Sunday, April 17, 2016

The Explorers Club - Together [Review]

The Explorers Club will release their 3rd full length album, Together, June 24th, 2016 on Goldstar Recordings. You can pre-order the album here, and listen to the new song, “Quietly”, here,

An incredible thing happens when you get some of the best musicians in the world together to record an album, and that’s exactly what the Explorers Club have done with their latest album, Together, set to release June 24th. The Explorers Club have recruited Wyatt Funderburk, the bassist and lead songwriter for the powerpop band Second Saturday and a fabulous solo artist in his own right ( to join the band, alongside Jason Brewer, Kyle Polk, Michael Williamson, and Paul Runyon. The result has been one of the best albums I’ve ever heard in my life.

Every moment of Together feels as if you were listening to a long forgotten unreleased Beach Boys masterpiece, from the funky self-titled opener (which features a theremin!), right to the album’s closer, the lush and gorgeous Before I’m Gone, every moment of this album is perfection.

The songwriting on display here is clearly the product of a seasoned master. Jason Brewer, the chief songwriter and lyricist of the band is a student of all the great (and obscure) masters of the 60s and 70s pop scene, such as Brian Wilson, Paul McCartney, John Lennon, Burt Bacharach, Joe Raposo, Paul Williams, Rod Argent, Harry Nilsson, etc. However, after all this careful study he is too clever to merely copy, he is instead forging his own path using the tools given to him by those great legends. It is really a pleasure to hear the excellent vocal arrangements on every song of this record. In fact, I would support the release of a “Vocals Only” version of Together!

Jason is also at the top of his game vocally as he demonstrates on songs like California’s Callin’ Ya, My Friend, No Strings Attached, and Don’t Waste Her Time. However, the album is truly a team effort on the vocal front, as demonstrated on songs like Quietly, which features Wyatt singing lead on the verses, Mike singing the chorus with Paul, and Jason singing the bridge. The result is one of the strongest songs on the entire album.

Another great song on the album is the aforementioned Don’t Waste Her Time. It begins with jingle bells jingling over a “Wonderful Christmas Time”-esque synthesizer, showcasing some of the the variety of instruments the band has at their disposal. By the time the chorus comes the ears are treated to a symphony of sounds to hone in on and dissect. There really is a lot going on here with the vocal harmonies, guitars, piano, drums, etc. It reminds me of the Four Seasons in the way that their backing singers would be singing a line like “Walk, walk, walk, walk, run, run, run...”, while Frankie Valli would be belting out his lines at the upper ranges of his falsetto. Every ounce of the raw power that Frankie Valli, Ben E. King, and Percy Sledge mustered in their finest love ballads is also conjured in full here. It’s a moving piece of music that has been running through my head since I first heard it.

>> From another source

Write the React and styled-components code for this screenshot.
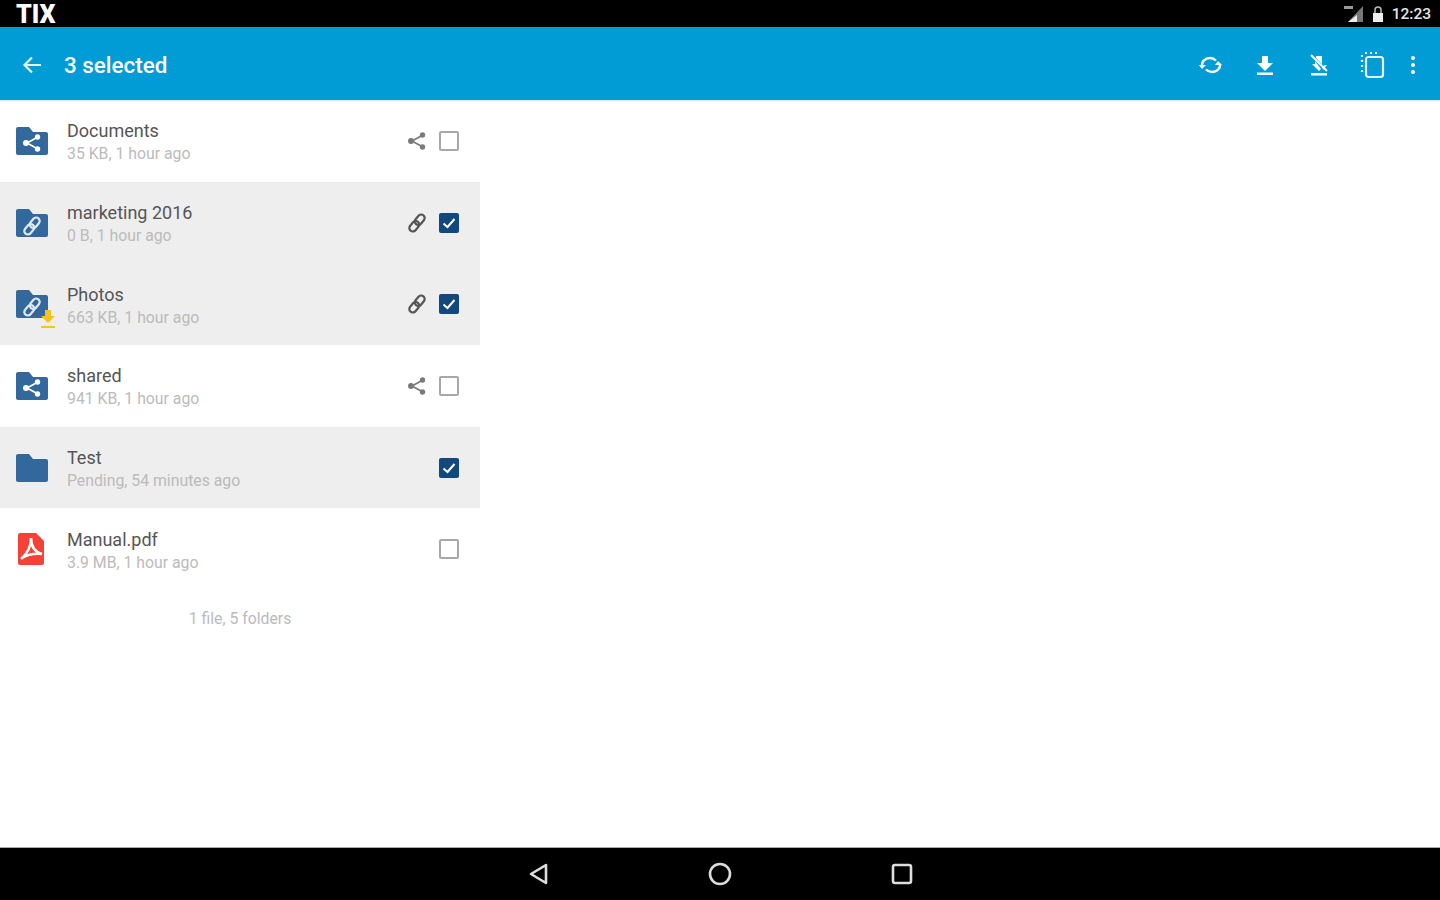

I would be remiss if I didn’t also discuss the brilliance of Be Around. The song begins with a mid tempo piano shuffle reminiscent of the Beach Boys album Friends, but gradually adds additional layers of complexity such as bells, vocal harmonies, counter vocal harmonies, bass harmonicas, organ, cellos, slide guitars and a steady marching drum beat that grows more intense. The lyrics are endlessly upbeat and tell of a successful romance and the wonderful feeling of being with the one you love. An incredible treat also lies after the second chorus in the form of a sensational string section featuring violins, cellos and violas! There is some use of strings and horns throughout Together, but the use is extremely tasteful and never detracts from the star of the show, which is always the vocals.

Every song on Together is worthy of it’s own in depth analysis, but I hope it suffices to say that this is a must buy for anyone who has ever enjoyed a song by The Beatles, The Beach Boys, The Zombies, The Carpenters, The Turtles, Bread, The Bee Gees, Chicago, Simon and Garfunkel or any of the other great pop masters.

Listening to such a solid record makes me wonder if, in a year when Chris Stapleton is exploding on the charts playing a brand of country pop that was last profitable in the 1970s, could The Explorers Club do the same?